Say Goodbye to Your Computers…and Blame NYT Games


We all remember Fall of 2022: when the start of the school year was marked with imprisoning our portable devices without even giving the poor things a chance to plead their cases. But Warde has decided that this suspension of habeas corpus is no longer enough. In response to the increasing number of students playing New York Times games during class, computers will now have to be stored in customized pockets at the front of the classroom. No longer will Warde students be allowed to play Connections when they want to tune their teacher out or accidentally blast the Mini Crossword jingle in the middle of a boring lecture.

 

One teacher, when asked about the matter, confessed: “I’m glad that students can no longer play the games. I’ve had the Wordle spoiled at least 20 times in the past month. Honestly, I miss when the only problem was the phones. It seems like Sudoku entertains them more than their little Tik Tok videos!”

 

But where does it end?
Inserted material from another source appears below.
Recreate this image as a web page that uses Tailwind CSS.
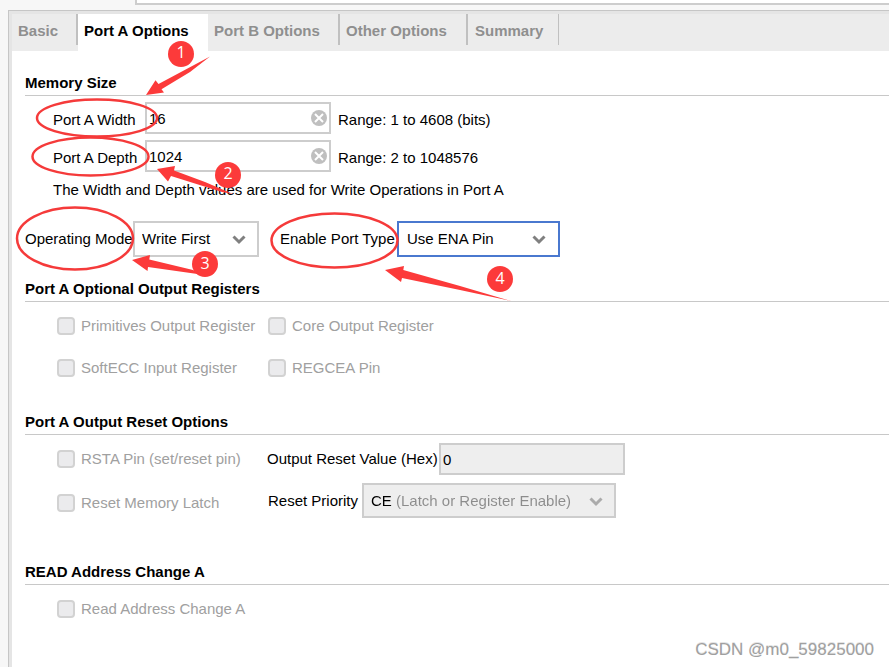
<!DOCTYPE html>
<html lang="en">
<head>
  <meta charset="UTF-8" />
  <meta name="viewport" content="width=device-width, initial-scale=1.0"/>
  <title>Port A Options</title>
  <script src="https://cdn.jsdelivr.net/npm/@tailwindcss/browser@4"></script>
</head>
<body class="bg-[#f7f7f7] font-['Liberation_Sans',Arial,sans-serif] text-[15px] leading-5 text-black overflow-x-hidden">

<div class="relative flex flex-col min-h-screen">

  <!-- Bottom edge of the component name box -->
  <div class="h-[10px] pl-[135px]">
    <div class="h-[5px] bg-white border-l-2 border-b-2 border-[#cdcdcd]"></div>
  </div>

  <div class="flex-1 flex ml-2 border-l border-t border-[#c6c6c6]">
    <div class="flex-1 min-w-0 border-l-3 border-t-3 border-[#e5e5e5] bg-white">

      <!-- Tabs -->
      <nav class="flex h-[37px] bg-[#ececec] font-bold text-[#8f8f8f] whitespace-nowrap">
        <button class="w-[64px] pl-[6px] pb-[3px] text-left">Basic</button>
        <span class="w-[2px] h-[31px] bg-[#c0c0c0]"></span>
        <button class="w-[130px] pl-[6px] pb-[3px] text-left bg-white text-black">Port A Options</button>
        <button class="w-[130px] pl-[6px] pb-[3px] text-left">Port B Options</button>
        <span class="w-[2px] h-[31px] bg-[#c0c0c0]"></span>
        <button class="w-[126px] pl-[6px] pb-[3px] text-left">Other Options</button>
        <span class="w-[2px] h-[31px] bg-[#c0c0c0]"></span>
        <button class="w-[90px] pl-[7px] pb-[3px] text-left">Summary</button>
        <span class="w-px h-[31px] bg-[#c0c0c0]"></span>
      </nav>

      <main class="pl-[13px] pt-[22px]">

        <!-- Memory Size -->
        <section class="h-[206px]">
          <h2 class="font-bold pb-[2px] border-b border-[#c8c8c8]">Memory Size</h2>
          <div class="flex flex-col gap-[6px] pt-[6px] pl-7">
            <div class="flex items-center">
              <label for="width" class="w-[92px] pt-1">Port A Width</label>
              <div class="relative w-[186px] h-8">
                <input id="width" type="text" value="16" class="w-full h-full border-2 border-[#cdcdcd] bg-white pl-[2px] pr-7 outline-none" />
                <button aria-label="Clear width" class="absolute right-1 top-2 w-4 h-4">
                  <svg viewBox="0 0 16 16" class="w-4 h-4"><circle cx="8" cy="8" r="8" fill="#bfbfbf"/><path d="M4 4l8 8M12 4l-8 8" stroke="#fff" stroke-width="2"/></svg>
                </button>
              </div>
              <span class="pl-[7px] pt-1">Range: 1 to 4608 (bits)</span>
            </div>
            <div class="flex items-center">
              <label for="depth" class="w-[92px] pt-1">Port A Depth</label>
              <div class="relative w-[186px] h-8">
                <input id="depth" type="text" value="1024" class="w-full h-full border-2 border-[#cdcdcd] bg-white pl-[2px] pr-7 outline-none" />
                <button aria-label="Clear depth" class="absolute right-1 top-2 w-4 h-4">
                  <svg viewBox="0 0 16 16" class="w-4 h-4"><circle cx="8" cy="8" r="8" fill="#bfbfbf"/><path d="M4 4l8 8M12 4l-8 8" stroke="#fff" stroke-width="2"/></svg>
                </button>
              </div>
              <span class="pl-[7px] pt-1">Range: 2 to 1048576</span>
            </div>
          </div>
          <p class="pl-7 pt-2">The Width and Depth values are used for Write Operations in Port A</p>
          <div class="flex items-center pt-[21px]">
            <label for="mode" class="w-[108px]">Operating Mode</label>
            <div class="relative w-[126px] h-9">
              <select id="mode" class="appearance-none w-full h-full border-2 border-[#cdcdcd] bg-white pl-[7px] outline-none">
                <option>Write First</option>
                <option>Read First</option>
                <option>No Change</option>
              </select>
              <svg viewBox="0 0 14 10" class="absolute right-[13px] top-[14px] w-[14px] h-[10px] pointer-events-none"><path d="M1.5 1.5L7 7l5.5-5.5" fill="none" stroke="#808080" stroke-width="3"/></svg>
            </div>
            <label for="enable" class="w-[138px] pl-[21px]">Enable Port Type</label>
            <div class="relative w-[163px] h-9">
              <select id="enable" class="appearance-none w-full h-full border-2 border-[#4a78cf] bg-white pl-[8px] outline-none">
                <option>Use ENA Pin</option>
                <option>Always Enabled</option>
              </select>
              <svg viewBox="0 0 14 10" class="absolute right-[14px] top-[14px] w-[14px] h-[10px] pointer-events-none"><path d="M1.5 1.5L7 7l5.5-5.5" fill="none" stroke="#808080" stroke-width="3"/></svg>
            </div>
          </div>
        </section>

        <!-- Optional Output Registers -->
        <section class="h-[133px]">
          <h2 class="font-bold pb-[2px] border-b border-[#c8c8c8]">Port A Optional Output Registers</h2>
          <div class="grid grid-cols-[211px_1fr] gap-y-[22px] pl-8 pt-[14px] text-[#a0a0a0]">
            <label class="flex items-center gap-[6px]"><input type="checkbox" disabled class="appearance-none w-[18px] h-[18px] rounded border-2 border-[#d2d2d2] bg-[#ebebed]" />Primitives Output Register</label>
            <label class="flex items-center gap-[6px]"><input type="checkbox" disabled class="appearance-none w-[18px] h-[18px] rounded border-2 border-[#d2d2d2] bg-[#ebebed]" />Core Output Register</label>
            <label class="flex items-center gap-[6px]"><input type="checkbox" disabled class="appearance-none w-[18px] h-[18px] rounded border-2 border-[#d2d2d2] bg-[#ebebed]" />SoftECC Input Register</label>
            <label class="flex items-center gap-[6px]"><input type="checkbox" disabled class="appearance-none w-[18px] h-[18px] rounded border-2 border-[#d2d2d2] bg-[#ebebed]" />REGCEA Pin</label>
          </div>
        </section>

        <!-- Output Reset Options -->
        <section class="h-[150px]">
          <h2 class="font-bold pb-[2px] border-b border-[#c8c8c8]">Port A Output Reset Options</h2>
          <div class="flex pl-8">
            <div class="w-[210px] flex flex-col gap-6 pt-[14px] text-[#a0a0a0]">
              <label class="flex items-center gap-[6px]"><input type="checkbox" disabled class="appearance-none w-[18px] h-[18px] rounded border-2 border-[#d2d2d2] bg-[#ebebed]" />RSTA Pin (set/reset pin)</label>
              <label class="flex items-center gap-[6px]"><input type="checkbox" disabled class="appearance-none w-[18px] h-[18px] rounded border-2 border-[#d2d2d2] bg-[#ebebed]" />Reset Memory Latch</label>
            </div>
            <div class="flex flex-col gap-2 pt-2">
              <div class="flex items-center">
                <label for="resetValue" class="w-[172px]">Output Reset Value (Hex)</label>
                <input id="resetValue" type="text" value="0" disabled class="w-[186px] h-8 border-2 border-[#cdcdcd] bg-[#eeeeee] pl-[2px]" />
              </div>
              <div class="flex items-center">
                <label for="priority" class="w-[95px] pl-px">Reset Priority</label>
                <div class="relative w-[254px] h-[35px] border-2 border-[#cdcdcd] bg-[#eeeeee]">
                  <!-- The gradient gives the short name a darker colour than its description -->
                  <select id="priority" disabled class="appearance-none w-full h-full pl-[7px] opacity-100 text-transparent bg-clip-text bg-[linear-gradient(to_right,#000_30px,#8c8c8c_30px)]">
                    <option>CE (Latch or Register Enable)</option>
                  </select>
                  <svg viewBox="0 0 14 10" class="absolute right-[11px] top-[12px] w-[14px] h-[10px] pointer-events-none"><path d="M1.5 1.5L7 7l5.5-5.5" fill="none" stroke="#ababab" stroke-width="3"/></svg>
                </div>
              </div>
            </div>
          </div>
        </section>

        <!-- READ Address Change -->
        <section>
          <h2 class="font-bold pb-[2px] border-b border-[#c8c8c8]">READ Address Change A</h2>
          <div class="pl-8 pt-[14px] text-[#a0a0a0]">
            <label class="flex items-center gap-[6px]"><input type="checkbox" disabled class="appearance-none w-[18px] h-[18px] rounded border-2 border-[#d2d2d2] bg-[#ebebed]" />Read Address Change A</label>
          </div>
        </section>
      </main>
    </div>
  </div>

  <!-- Annotations -->
  <svg class="absolute left-0 top-0 w-[600px] h-[320px] pointer-events-none" viewBox="0 0 600 320">
    <g fill="none" stroke="#f53a3a" stroke-width="2.5">
      <ellipse cx="97" cy="118" rx="60" ry="18.5"/>
      <ellipse cx="90.5" cy="156.5" rx="58" ry="19"/>
      <ellipse cx="75" cy="238.500" rx="58" ry="31"/>
      <ellipse cx="334.5" cy="240.5" rx="63" ry="27"/>
    </g>
    <g fill="#fc3a3a">
      <path d="M210 56.5L158.500 84l-3-3.800L146 95l18-2.500-2.500-3.200L190 72z"/>
      <path d="M157 169l18-3-1 4.500 31 11.500 28 12-11-2-51-16-3 5.500z"/>
      <path d="M132 260l18-5-.7 4.500L193 270l8 4.500-53-7.500-.5 4z"/>
      <path d="M385 270l19-4-.7 4L460 286l51 15-51-11-58-12-1 4z"/>
      <circle cx="181" cy="54" r="13"/>
      <circle cx="228" cy="175" r="13"/>
      <circle cx="205" cy="264" r="13"/>
      <circle cx="500" cy="279" r="13"/>
    </g>
    <g fill="#fff" text-anchor="middle" class="font-['Open_Sans',sans-serif] text-[16px]">
      <text x="181" y="58">1</text>
      <text x="228" y="179">2</text>
      <text x="205" y="269">3</text>
      <text x="500" y="284">4</text>
    </g>
  </svg>

  <!-- Watermark -->
  <div class="absolute right-[15px] bottom-[7px] text-[17px] leading-5 text-[#a0a0a0] [text-shadow:0_-1px_0_#e4e4e4]">CSDN @m0_59825000</div>
</div>

</body>
</html>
Rumor has it that the next item on the chopping block will be pencils, deemed too dangerous for their potential to spark creativity and rebellion through doodles of escape plans from math class. Who knows, perhaps the next step will be enforcing mandatory “Stone Age Day” where students must chisel their notes onto slabs of stone. As Warde High School continues its quest for distraction-free learning, one can’t help but wonder if they’ll eventually resort to banning thinking altogether to ensure absolute focus.